Microsoft's New "M" Programming Language
In a software-centric world where there are already have many, many languages to program in, from scripting to bytecode compiled languages, to frameworks on top of languages and embedded languages, now Redmond wants to bring another language to the table, titled ‘M’.
The new language is to be a part of Microsoft’s new Oslo development and service-oriented strategy, incorporating features from XAML while being textual and domain-specific. M is to be used directly with 2 other components to be released with M along with Visual Studio 2010: Quadrant, a tool for building models visually, and a repository for storing and viewing models in an SQL database.
Microsoft has not said much other than that about the new language, but it will presumably be a compiled .Net language, and from what Microsoft said, M is to strive to be cross-platform…. with a catch.
By “cross platform”, Microsoft means, “cross platform as long the other platform authors write a backend for the code, and the SQL database MUST be hosted on MS SQL, a proprietary Microsoft Windows service”. It makes perfect sense for being cross platform, if you are Microsoft and trying to purchase many copies of Windows (therefore generating revenue, and presumably the version is Vista or win2k8 since XP is out).

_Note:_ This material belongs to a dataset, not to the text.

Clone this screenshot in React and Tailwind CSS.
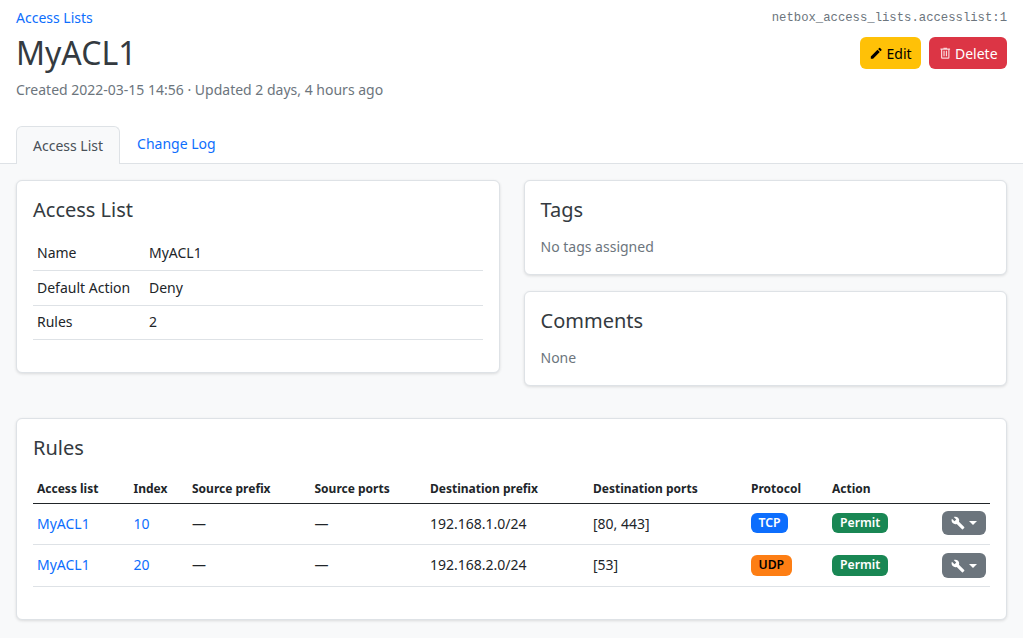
import React from "react";

const Wrench = ({ className }) => (
  <svg viewBox="0 0 24 24" className={className} fill="currentColor"><path d="M22.7 19l-9.1-9.1c.9-2.3.4-5-1.5-6.9-2-2-5-2.4-7.4-1.3L9 6 6 9 1.6 4.7C.4 7.1.9 10.1 2.9 12.1c1.9 1.9 4.6 2.4 6.9 1.5l9.1 9.1c.4.4 1 .4 1.4 0l2.3-2.3c.5-.4.5-1.1.1-1.4z" /></svg>
);
const Pencil = ({ className }) => (
  <svg viewBox="0 0 24 24" className={className} fill="currentColor"><path d="M3 17.25V21h3.75L17.81 9.94l-3.75-3.75L3 17.25zM20.71 7.04a1 1 0 0 0 0-1.41l-2.34-2.34a1 1 0 0 0-1.41 0l-1.83 1.83 3.75 3.75 1.83-1.83z" /></svg>
);
const Trash = ({ className }) => (
  <svg viewBox="0 0 24 24" className={className} fill="currentColor"><path d="M9 3v1H4v2h1v13a2 2 0 0 0 2 2h10a2 2 0 0 0 2-2V6h1V4h-5V3H9zM7 6h10v13H7V6zm2 2v9h2V8H9zm4 0v9h2V8h-2z" /></svg>
);

const Card = ({ className = "", children }) => (
  <div className={"bg-white border border-[#dee2e6] rounded-[6px] shadow-[0_1px_3px_rgba(0,0,0,0.12)] " + className}>{children}</div>
);

const KV = ({ k, v, h }) => (
  <div className={"flex items-center border-b border-[#dee2e6] px-1 " + h}>
    <div className="w-[112px]">{k}</div>
    <div>{v}</div>
  </div>
);

const cols = ["w-[96.5px]", "w-[58.5px]", "w-[122.5px]", "w-[115.5px]", "w-[163px]", "w-[158px]", "w-[81px]", "w-[110px]"];

const Badge = ({ bg, fg = "text-white", px = "px-[8px]", h = "h-[20px]", children }) => (
  <span className={"inline-flex items-center rounded-[6px] text-[12.25px] font-semibold leading-none " + h + " " + px + " " + bg + " " + fg}>{children}</span>
);

const Row = ({ idx, prefix, ports, proto, pbg, pfg, h, bh, btn, shift = "" }) => (
  <div className={"flex items-center border-b border-[#dee2e6] pb-[2px] pl-1 pr-1 " + h}>
    <div className={cols[0]}><a className="text-[#0d6efd]">MyACL1</a></div>
    <div className={cols[1]}><a className="text-[#0d6efd]">{idx}</a></div>
    <div className={cols[2]}>—</div>
    <div className={cols[3]}>—</div>
    <div className={cols[4]}>{prefix}</div>
    <div className={cols[5]}>{ports}</div>
    <div className={"flex " + cols[6] + " " + shift}><Badge bg={pbg} fg={pfg} h={bh} px="px-[7.5px]">{proto}</Badge></div>
    <div className={"flex " + cols[7] + " " + shift}><Badge bg="bg-[#198754]" h={bh}>Permit</Badge></div>
    <div className={"ml-auto flex w-[44px] items-center justify-center gap-[4px] rounded-[6px] bg-[#6c757d] text-white " + btn + " " + shift}>
      <Wrench className="h-[14px] w-[14px]" />
      <span className="h-0 w-0 border-x-[4px] border-t-[4px] border-x-transparent border-t-white" />
    </div>
  </div>
);

export default function App() {
  return (
    <div className="min-h-[638px] bg-[#f8f9fa] text-[14px] leading-[21px] text-[#212529]" style={{ fontFamily: '"Noto Sans", sans-serif' }}>
      <div className="h-[164px] border-b border-[#dee2e6] bg-white px-4">
        <div className="flex justify-between pt-[7px]">
          <div>
            <a className="block text-[#0d6efd]">Access Lists</a>
            <h1 className="mt-[6px] text-[32px] font-normal leading-[38px] text-[#343a40]">MyACL1</h1>
            <p className="mt-[7px] text-[#6c757d]">Created 2022-03-15 14:56 · Updated 2 days, 4 hours ago</p>
          </div>
          <div className="flex flex-col items-end">
            <div className="mt-[3px] text-[12.25px] leading-[17px] text-[#6c757d]" style={{ fontFamily: '"Liberation Mono", monospace' }}>netbox_access_lists.accesslist:1</div>
            <div className="mt-[10px] flex gap-2">
              <div className="flex h-[32px] w-[61px] items-center gap-[3px] rounded-[6px] bg-[#ffc107] pl-[9px] text-black"><Pencil className="h-[14.5px] w-[14.5px]" />Edit</div>
              <div className="flex h-[32px] w-[78px] items-center gap-[3px] rounded-[6px] bg-[#dc3545] pl-[8.5px] text-white"><Trash className="h-[14.5px] w-[14.5px] opacity-80" />Delete</div>
            </div>
          </div>
        </div>
        <div className="mt-[26px] flex">
          <div className="flex h-[38px] items-center rounded-t-[6px] border border-b-0 border-[#dee2e6] bg-[#f8f9fa] px-4 text-[#495057]">Access List</div>
          <a className="ml-px flex h-[34px] items-center px-4 text-[#0d6efd]">Change Log</a>
        </div>
      </div>

      <div className="px-4 pt-4">
        <div className="flex gap-6">
          <Card className="h-[193px] w-[484px] px-4 pt-[17px]">
            <h5 className="text-[20px] leading-[24px] text-[#343a40]">Access List</h5>
            <div className="mt-[14px]">
              <KV h="h-[34.5px]" k="Name" v="MyACL1" />
              <KV h="h-[35px]" k="Default Action" v="Deny" />
              <KV h="h-[34px] pb-[1px]" k="Rules" v="2" />
            </div>
          </Card>
          <div className="flex flex-1 flex-col gap-4">
            <Card className="h-[95px] pl-[15.5px] pr-4 pt-[17px]">
              <h5 className="text-[20px] leading-[24px] text-[#343a40]">Tags</h5>
              <p className="mt-[14px] text-[#6c757d]">No tags assigned</p>
            </Card>
            <Card className="h-[95px] pl-[15.5px] pr-4 pt-[17px]">
              <h5 className="text-[20px] leading-[24px] text-[#343a40]">Comments</h5>
              <p className="mt-[14px] text-[#6c757d]">None</p>
            </Card>
          </div>
        </div>

        <Card className="mt-[32px] h-[202px] px-4 pt-[17px]">
          <h5 className="text-[20px] leading-[24px] text-[#343a40]">Rules</h5>
          <div className="mt-[13px] flex h-[31px] items-center border-b border-[#212529] pl-1 text-[12px] font-bold">
            {["Access list", "Index", "Source prefix", "Source ports", "Destination prefix", "Destination ports", "Protocol", "Action"].map((h, i) => (
              <div key={h} className={cols[i]}>{h}</div>
            ))}
          </div>
          <Row h="h-[41px]" bh="h-[20px]" btn="h-[24px]" idx="10" prefix="192.168.1.0/24" ports="[80, 443]" proto="TCP" pbg="bg-[#0d6efd]" />
          <Row h="h-[42px]" bh="h-[21px]" btn="h-[25px]" shift="mt-[2px]" idx="20" prefix="192.168.2.0/24" ports="[53]" proto="UDP" pbg="bg-[#fd7e14]" pfg="text-black" />
        </Card>
      </div>
    </div>
  );
}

Another source says the language is actually their ‘D’ language (and no, Microsoft did not originally invent D either), only revamped to fit into their new Oslo modeling strategy and renamed to a further letter down the alphabet to attract new interest in an old product.
The fundamentals and principals of the language are attractive, especially for OOP, but its ties to MS SQL and .net would only really make it attractive to Windows-specific applications, although its integration with ASP.net is unclear at this point.
The mono project does a descent job of allowing .net code to run on non-windows platforms, and if M adheres to the same standards then after a given time M-written applications will be penguin-friendly as well if Microsoft can get around the MS SQL dependency.